US 12,411,717 B1
System and method for observing and predicting data batch activity in real time
Vishal Deshmukh, Plainsboro, NJ (US); Sujit Eapen, Plainsboro, NJ (US); Himanshu Rout, Bengaluru (IN); Rashad Barron, Stroudsburg, PA (US); Rachit Mehrotra, Princeton, NJ (US); Tanmay Nagar, Mumbai (IN); and Tejas Shah, Bengaluru (IN)
Assigned to Morgan Stanley Services Group Inc., New York, NY (US)
Filed by Morgan Stanley Services Group Inc., New York, NY (US)
Filed on Nov. 19, 2024, as Appl. No. 18/951,845.
Application 18/951,845 is a continuation of application No. 18/739,658, filed on Jun. 11, 2024, granted, now 12,190,166.
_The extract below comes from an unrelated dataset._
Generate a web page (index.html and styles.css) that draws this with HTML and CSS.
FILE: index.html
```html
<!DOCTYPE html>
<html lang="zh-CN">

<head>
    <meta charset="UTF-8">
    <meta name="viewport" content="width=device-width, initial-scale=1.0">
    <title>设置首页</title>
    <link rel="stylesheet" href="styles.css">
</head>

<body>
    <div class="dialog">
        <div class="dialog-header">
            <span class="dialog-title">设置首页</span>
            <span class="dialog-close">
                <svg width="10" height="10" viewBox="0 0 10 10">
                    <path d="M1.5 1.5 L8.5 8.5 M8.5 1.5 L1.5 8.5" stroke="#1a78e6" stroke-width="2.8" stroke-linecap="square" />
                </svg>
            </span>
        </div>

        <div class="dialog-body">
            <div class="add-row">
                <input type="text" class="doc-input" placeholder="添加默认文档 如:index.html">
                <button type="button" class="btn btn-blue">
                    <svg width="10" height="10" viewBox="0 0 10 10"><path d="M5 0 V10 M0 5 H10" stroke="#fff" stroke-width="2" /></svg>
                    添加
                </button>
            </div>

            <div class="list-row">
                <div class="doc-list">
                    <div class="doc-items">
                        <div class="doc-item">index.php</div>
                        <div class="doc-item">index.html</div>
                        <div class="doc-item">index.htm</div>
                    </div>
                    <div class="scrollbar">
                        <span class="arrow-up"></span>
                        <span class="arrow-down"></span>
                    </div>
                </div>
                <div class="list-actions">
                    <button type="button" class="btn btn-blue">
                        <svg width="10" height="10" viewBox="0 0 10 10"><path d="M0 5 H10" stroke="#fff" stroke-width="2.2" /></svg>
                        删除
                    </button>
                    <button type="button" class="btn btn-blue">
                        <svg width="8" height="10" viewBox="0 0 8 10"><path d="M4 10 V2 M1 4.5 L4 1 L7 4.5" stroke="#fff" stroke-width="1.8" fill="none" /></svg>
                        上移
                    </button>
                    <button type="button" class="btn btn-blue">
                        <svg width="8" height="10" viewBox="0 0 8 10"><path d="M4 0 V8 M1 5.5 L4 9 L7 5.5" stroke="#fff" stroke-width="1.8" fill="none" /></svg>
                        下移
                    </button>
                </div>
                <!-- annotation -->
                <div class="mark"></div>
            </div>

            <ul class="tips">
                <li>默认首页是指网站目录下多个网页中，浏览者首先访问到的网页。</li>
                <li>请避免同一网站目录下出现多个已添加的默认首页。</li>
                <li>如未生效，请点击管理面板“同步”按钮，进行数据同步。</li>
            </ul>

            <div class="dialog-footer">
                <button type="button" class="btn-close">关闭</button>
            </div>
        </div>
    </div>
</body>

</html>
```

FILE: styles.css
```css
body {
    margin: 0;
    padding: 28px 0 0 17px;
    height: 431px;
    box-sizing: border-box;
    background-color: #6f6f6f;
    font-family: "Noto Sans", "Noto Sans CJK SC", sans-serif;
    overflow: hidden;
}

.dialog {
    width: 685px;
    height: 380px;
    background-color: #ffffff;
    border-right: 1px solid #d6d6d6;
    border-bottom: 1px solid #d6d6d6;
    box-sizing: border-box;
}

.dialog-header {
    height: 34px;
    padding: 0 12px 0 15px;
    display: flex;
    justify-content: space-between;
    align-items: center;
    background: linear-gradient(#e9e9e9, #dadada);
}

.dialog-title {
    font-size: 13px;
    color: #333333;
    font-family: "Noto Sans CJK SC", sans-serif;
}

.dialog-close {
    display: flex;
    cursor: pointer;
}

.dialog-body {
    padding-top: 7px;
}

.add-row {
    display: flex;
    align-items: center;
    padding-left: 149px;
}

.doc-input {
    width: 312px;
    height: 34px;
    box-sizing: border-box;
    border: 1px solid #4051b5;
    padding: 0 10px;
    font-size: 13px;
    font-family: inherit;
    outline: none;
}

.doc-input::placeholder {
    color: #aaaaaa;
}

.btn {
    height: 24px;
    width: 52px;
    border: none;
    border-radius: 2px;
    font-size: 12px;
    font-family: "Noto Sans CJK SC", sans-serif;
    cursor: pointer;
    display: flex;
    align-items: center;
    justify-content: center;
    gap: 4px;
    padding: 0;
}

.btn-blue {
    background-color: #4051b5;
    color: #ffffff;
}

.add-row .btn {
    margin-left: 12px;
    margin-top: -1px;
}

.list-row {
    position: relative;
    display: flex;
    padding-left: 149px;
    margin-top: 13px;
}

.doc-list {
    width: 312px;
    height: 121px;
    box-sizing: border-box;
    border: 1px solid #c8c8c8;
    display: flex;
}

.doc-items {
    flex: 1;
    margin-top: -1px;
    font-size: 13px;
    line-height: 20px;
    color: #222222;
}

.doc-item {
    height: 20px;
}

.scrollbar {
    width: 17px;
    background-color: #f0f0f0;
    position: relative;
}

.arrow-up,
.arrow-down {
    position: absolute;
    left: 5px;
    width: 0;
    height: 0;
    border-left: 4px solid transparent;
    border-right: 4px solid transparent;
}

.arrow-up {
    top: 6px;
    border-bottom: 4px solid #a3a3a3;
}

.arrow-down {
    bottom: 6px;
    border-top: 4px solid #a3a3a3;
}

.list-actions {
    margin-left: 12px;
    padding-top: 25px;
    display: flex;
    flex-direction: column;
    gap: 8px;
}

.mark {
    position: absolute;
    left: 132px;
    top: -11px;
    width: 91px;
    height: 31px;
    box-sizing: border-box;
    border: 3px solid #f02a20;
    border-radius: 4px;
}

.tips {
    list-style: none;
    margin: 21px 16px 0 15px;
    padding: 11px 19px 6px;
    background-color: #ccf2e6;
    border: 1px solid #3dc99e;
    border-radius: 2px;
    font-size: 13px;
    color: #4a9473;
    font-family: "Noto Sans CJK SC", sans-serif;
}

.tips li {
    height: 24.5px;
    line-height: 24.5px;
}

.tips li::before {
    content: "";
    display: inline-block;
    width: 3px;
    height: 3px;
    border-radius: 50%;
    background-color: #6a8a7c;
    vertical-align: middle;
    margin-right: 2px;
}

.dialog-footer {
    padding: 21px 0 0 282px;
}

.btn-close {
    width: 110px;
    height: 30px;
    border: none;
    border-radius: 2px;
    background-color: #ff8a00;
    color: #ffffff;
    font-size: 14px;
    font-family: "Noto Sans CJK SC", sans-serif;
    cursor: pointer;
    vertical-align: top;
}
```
Int. Cl. G06F 9/50 (2006.01)
CPC G06F 9/505 (2013.01) 8 Claims
OG exemplary drawing
 
1. A computer-implemented method for monitoring data batch activity and providing event class failure recovery in real time comprising:
obtaining i) ordered lists of jobs of a batch from one or more scheduling platforms including and ii) information related to file transfers from one or more file transfer sources, the ordered lists and information related to file transfers being updated in real time;
extracting data from the ordered and the information from the one or more file transfer sources;
enriching the extracted data using additional information retrieved from at least one meta data repository;
generating a dependency graph that includes real time job and file transfer data obtained from the enriched data in which nodes of the graph represent events and edges represent relationships between the nodes indicating a dependence, wherein if one event is dependent on the execution of a prior event, the event is considered dependent on the prior event;
obtaining critical milestones from the dependency graph;
generating critical paths for traversing the dependency graph for job and file transfer execution using the milestones;
receiving notification of a specific failed job or file transfer;
determining a failure code for the specific failed job or transfer;
determining a position of the specific failed job or transfer in the dependency graph; and
obtaining historical data concerning failure modes of the jobs and file transfers; and
determining whether recovery of an event class corresponding to the specific failed job or file transfer can be automated based on the failure code, position of the specific failed job or transfer in the dependency graph, and historical data corresponding to the failure code;
when it is determined that recovery of the event class corresponding to the specific failed job can be automated based on the failure code, predicting a time window for automatically restarting the event class; and
scheduling and executing a restart of the event class during the predicted time window.